Cartwright thinks that the problem is that an RCT tell us that a treatment “works somewhere” but it doesn’t always tell us that “it works for us.” In what way might an RCT not work “for us”? Here are two big problems.
First, the RCTs may get “us” wrong. That is, the people studied in the RCT may not be the same as the people we need to treat in a clinic. For many reasons, the people who end up in RCTs differ from general clinical populations (they are often healthier, younger, they live in or near cities with research hospitals, etc.). The effects of treatments often vary depending on age, genotype, the presence of other disorders and medications, and so on. The results of the RCT may not generalize to your patient because the trial did not include people like your patient.
The second and more interesting reason why an RCT may not “work for us” is that an RCT takes human decision making out of the clinical process as a matter of design. RCTs take decision making out of the clinical process in many ways. Medications are provided to participants. Compliance with dosing schedules may be monitored. Most importantly, RCTs are engineered to prevent either clinicians or patients from choosing what happens after the patient agrees to being randomized. This is why studies are “blinded”: otherwise, clinicians and patients would compromise the randomization.
But in the real world, unlike RCT world, treatments happen because physicians choose to prescribe them and patients choose to take them.
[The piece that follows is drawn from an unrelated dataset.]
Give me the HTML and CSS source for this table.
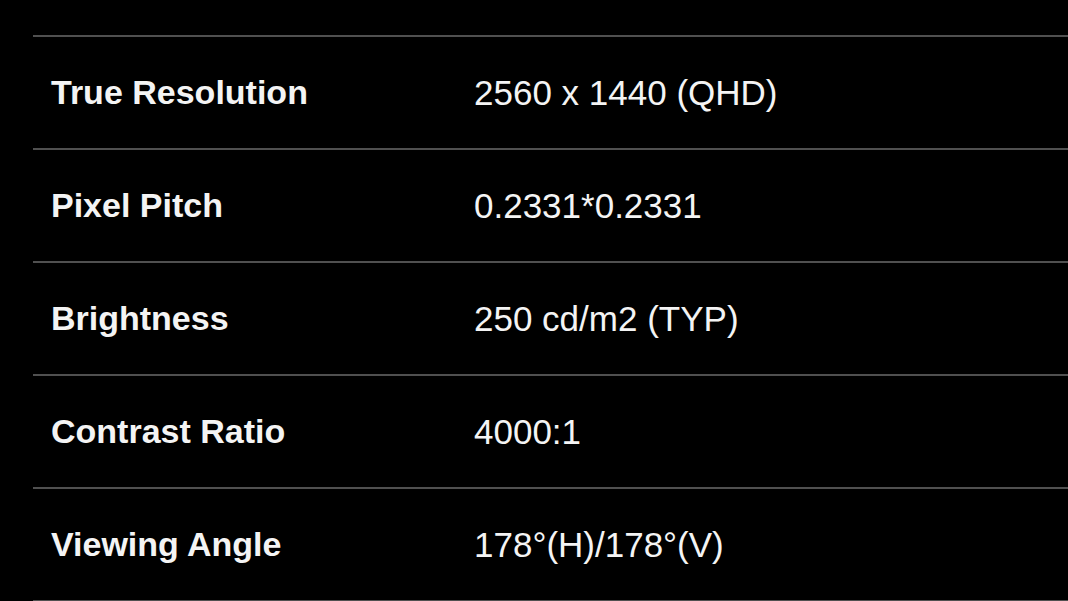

And in the real world many treatments fail because they do not engage physicians or patients to use them. RCTs elicit engagement in ways that may be infeasible in the real world. This is a major reason why treatment effects estimated in RCTs do not generalize to actual clinical practice.
When apparently superior treatments fail to gain usage, it’s tempting to think that physicians who do not prescribe them or the patients who fail to take them are at best uninformed or at worst stupid. My view is that more often we have failed to make a serious effort to understand the choices that physicians and patients actually face and how they value treatment outcomes. A complete theory of how treatment works must account for the thoughts, attitudes, and behaviors of the human actors in the clinical process.
The upshot is that RCTs have exceptional virtues as research design, but they are not the gold standard because they cannot address all the questions that we need to answer to improve clinical practice. We need a wide repertoire of studies including observational research. In some cases, observational designs can provide the basis for strong causal inferences. But we also need observational research because it is essential to have a detailed understanding of how treatment occurs when people freely choose courses of action. That is the process that we need to debug.
We also need to take social scientific theories more seriously. James Heckman argues that a complete understanding of a policy effects — and by extension, clinical treatments — requires a social scientific theory that can explain the actions of the people carrying out the policy. When people treat the RCT as a gold standard and then notice that RCTs are in a sense theory-independent, they can be misled into thinking that we do not need theories. But that belief will blind you to important questions.